Introduction to the Internet

A Talk to be given September 23, 1995 to the Houston Geological Society

Copyright 1995 - Alan K. Jackson


Talk Outline

In preparing for this talk I thought it would be helpful to talk about where the internet came from. Not being completely certain myself, I decided I had better educate myself. So I cruised the internet for about an hour, and came away with around 100 pages of history, timelines, and statistics.

What is the Internet?

Timeline

In 1957, an event that one of my history Profs called the most significant event of the latter half of this century occurred.

The Soviet Union launched Sputnik.

In the hysteria that followed, in fear that we had fallen behind in technology, a project was started in the RAND corporation to figure out how to build a command and control network that was able to survive a nuclear attack. After much study, the conclusion was reached that the network would have to operate with no central authority, and would have to be designed to work even if large portions of it were missing.

This work was the origin of packet-switching, which is the basic technology used on the internet today. Note that it was important that there be *no central authority*.

2. Arpanet In 1969, the first real network built using packet-switching was put into service.

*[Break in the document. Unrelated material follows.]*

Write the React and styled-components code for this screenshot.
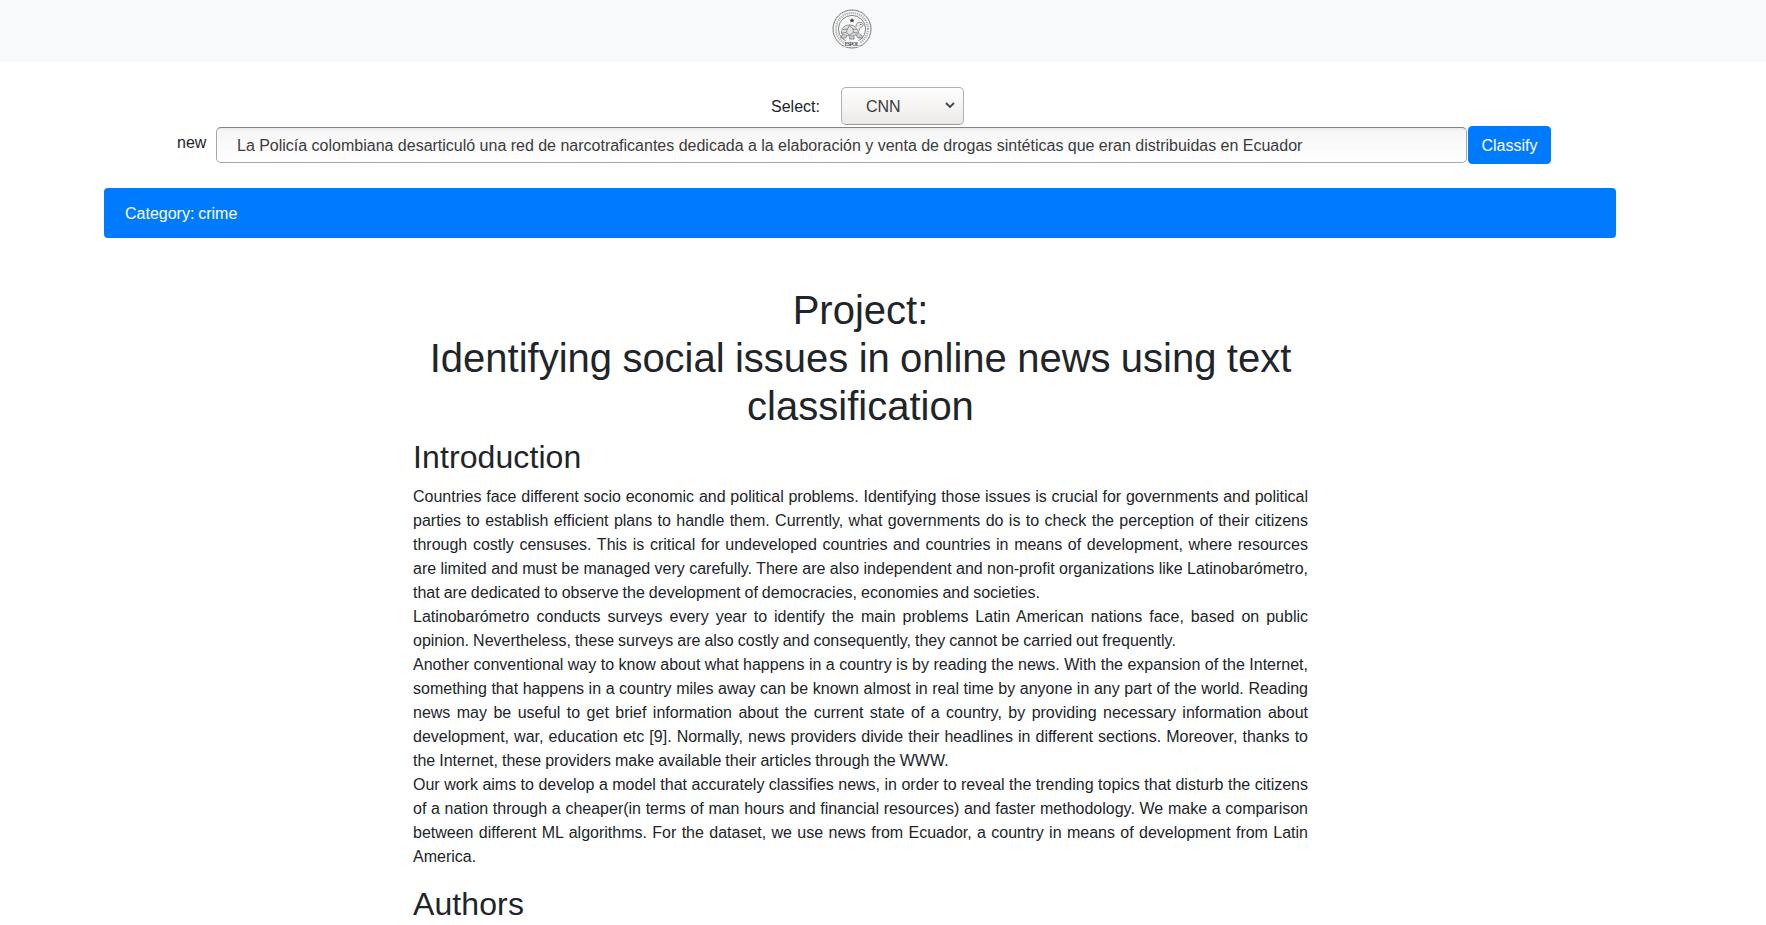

It was funded by the Defense Department Advanced Research Projects Agency (DARPA), and called ARPANET. There were four nodes in the network, UCLA, Stanford, UCSB, and the University of Utah.

The original intent of the network was to allow researchers to share each others computing facilities and move data back and forth. Quickly, however, actual usage of the network became dominated by a completely unforeseen phenomenon, electronic mail.

Soon the email use was broadened into electronic conferencing, where mail messages were automatically forwarded to a list of subscribers, and online electronic meetings began to take place. This was the origin of the Listserver. The first really popular list was SF-Lovers, a list for science fiction fans.

3. Growth Throughout the 1970's the network grew as more machines and institutions joined. In the mid-seventies, TCP/IP was developed and replaced the earlier software that had been used. The growth was possible for two reasons. First of all, since the network had no central machine running things, there was no central bottleneck to prevent new machines from joining the network. Secondly, the communication protocol allowed any brand of computer to communicate with any other brand. The barriers to joining up were very low.

4. 1980's In 1979, USENET was started between Duke and the University of North Carolina. Internet would never be the same. USENET is a public bulletin board where people can post what they will, and anyone with internet access can see it. In 1993 there were about 2.5 million people reading USENET each month.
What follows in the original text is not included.